We are going to have meat chickens in one kennel and egg layers in another. Each kennel is a 10' x 10' square and 6' high.. We will be sure to put chicken wire on the lower half of each kennel.
The problem is that the kennels do not have a top. Any suggestions for something cheap and sturdy? We are trying to avoid using tarps because they will need to be replaced every year or so.
Thanks!
Shannon


----------



## Ozarkquilter46 (Jun 5, 2002)

I put a cattle pannel over the top bowed a bit to hold the chicken wire up on the top


----------



## kandmcockrell (Oct 10, 2008)

we live on the chesapeake bay and are close to fishermen, so i used pound net. It has held up great! I tied it to the top of the dog lot, and streached it across so it is tight. There is a tree in the very center and it acts like a tent pole. The good thing about the net is, if a preditor does climb up the side of the fence, the net is to unstable feeling for them to try walking across it.

It has held up great and i got it for free so that makes it even better!


----------



## shanzone2001 (Dec 3, 2009)

Thanks for the ideas!!! Do you have some sort of shelter inside the kennel since the roof will not prevent rain from going through? We are going to have many chickens. How many do you keep in your kennel?


----------



## ||Downhome|| (Jan 12, 2009)

I suggest you use 2x4's and cheap steel roof or sideing. you can use some pipe fastners to secure the 2x4 to the top pipe. steel roofing is 3' wide and I think sideing comes in 2' wide that does not include the overlap. 

lately I have seen lots of salvage metal roof and sideing on craigs list but if you where forced to buy new I would ballpark the price around $120-130 per roof. 

little bit of thought think you could figure out how to get a foot or two on one side so you have a peak. wich you will want if your in the snow belt.


----------



## Kimmy (Feb 6, 2008)

We have used a 10x10 dog pen with our chickens. The great thing about using a dog pen is it is portable. We had a small coop sitting inside the pen. In fact, I just finished fixing it up over the weekend.  link to my blog I need to do some work on one of the chicken tractors so we will set up the dog pen again and move the chickens there temporarily. About the top, we used a tarp. Personally, I like a tarp because it is easy to set up and take down and keeps the pen from getting so muddy when it rains and is extra protection for the coop from the rain. We have used netting material as well for a top.


----------



## shanzone2001 (Dec 3, 2009)

I imagine it will be staying put. What wonderful suggestions!


----------



## Jennifer L. (May 10, 2002)

If it's going to be permanent I think you would like to have it with a solid roof.

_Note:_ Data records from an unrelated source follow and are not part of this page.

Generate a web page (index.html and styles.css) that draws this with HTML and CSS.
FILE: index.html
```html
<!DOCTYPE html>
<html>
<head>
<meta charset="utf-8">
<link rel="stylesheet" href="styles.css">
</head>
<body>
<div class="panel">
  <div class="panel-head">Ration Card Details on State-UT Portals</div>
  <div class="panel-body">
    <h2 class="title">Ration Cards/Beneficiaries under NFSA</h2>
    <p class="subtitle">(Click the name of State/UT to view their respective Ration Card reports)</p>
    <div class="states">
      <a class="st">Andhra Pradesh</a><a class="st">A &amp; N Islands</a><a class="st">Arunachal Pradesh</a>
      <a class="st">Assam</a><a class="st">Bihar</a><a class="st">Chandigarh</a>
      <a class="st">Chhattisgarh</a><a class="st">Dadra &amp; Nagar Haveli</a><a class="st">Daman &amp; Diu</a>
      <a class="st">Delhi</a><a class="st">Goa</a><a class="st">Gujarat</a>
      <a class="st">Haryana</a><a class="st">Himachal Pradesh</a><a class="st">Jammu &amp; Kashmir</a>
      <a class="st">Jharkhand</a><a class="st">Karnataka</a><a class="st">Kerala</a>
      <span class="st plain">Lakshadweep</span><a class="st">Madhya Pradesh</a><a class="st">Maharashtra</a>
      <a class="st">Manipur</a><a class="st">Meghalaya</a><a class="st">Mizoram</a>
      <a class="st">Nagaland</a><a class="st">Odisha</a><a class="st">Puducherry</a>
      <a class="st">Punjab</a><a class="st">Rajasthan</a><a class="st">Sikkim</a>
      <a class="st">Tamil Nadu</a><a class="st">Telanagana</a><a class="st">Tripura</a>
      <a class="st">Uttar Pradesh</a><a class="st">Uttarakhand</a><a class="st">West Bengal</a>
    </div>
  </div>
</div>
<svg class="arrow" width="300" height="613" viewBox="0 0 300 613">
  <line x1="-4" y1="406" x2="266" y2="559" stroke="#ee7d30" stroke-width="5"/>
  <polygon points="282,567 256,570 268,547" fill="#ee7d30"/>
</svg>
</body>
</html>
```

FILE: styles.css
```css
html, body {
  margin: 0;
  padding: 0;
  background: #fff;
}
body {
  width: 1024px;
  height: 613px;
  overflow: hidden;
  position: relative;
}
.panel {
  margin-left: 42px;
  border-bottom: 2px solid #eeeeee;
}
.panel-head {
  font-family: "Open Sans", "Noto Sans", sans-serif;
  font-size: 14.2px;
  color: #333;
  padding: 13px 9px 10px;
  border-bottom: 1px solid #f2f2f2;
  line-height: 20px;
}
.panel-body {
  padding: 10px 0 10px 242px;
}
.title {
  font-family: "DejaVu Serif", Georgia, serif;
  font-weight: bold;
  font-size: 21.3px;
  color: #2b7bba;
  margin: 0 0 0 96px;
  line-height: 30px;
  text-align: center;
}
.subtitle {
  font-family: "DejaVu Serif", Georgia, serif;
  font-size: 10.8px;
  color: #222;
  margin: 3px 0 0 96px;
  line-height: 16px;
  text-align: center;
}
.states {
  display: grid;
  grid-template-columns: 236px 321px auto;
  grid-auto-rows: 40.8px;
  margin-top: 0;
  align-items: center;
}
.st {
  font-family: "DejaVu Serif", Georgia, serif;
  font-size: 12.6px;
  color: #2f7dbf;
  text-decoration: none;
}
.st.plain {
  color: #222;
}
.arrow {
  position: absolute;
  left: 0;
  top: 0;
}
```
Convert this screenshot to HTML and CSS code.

Otherwise there may be times of the year when it's Mud City. They should get lots of sunshine from the open sides, but it would keep some of the water off.

Have you considered a portable car port type arrangement? Could cover both of them at the same time.

Jennifer


----------



## Bearfootfarm (Jul 13, 2006)

I have an old 10 ft satellite dish as a roof for my kennel


----------



## mullberry (May 3, 2009)

I own a kennel I have 22 of those 10x 10 ones I put tin on the roof shade & keeps the water out + nothing can get out --OR IN!!!


----------



## shanzone2001 (Dec 3, 2009)

mullberry said:


> I own a kennel I have 22 of those 10x 10 ones I put tin on the roof shade & keeps the water out + nothing can get out --OR IN!!!


Wow! What do you keep in 22 large cages????? LOTS of chickens?:happy:


----------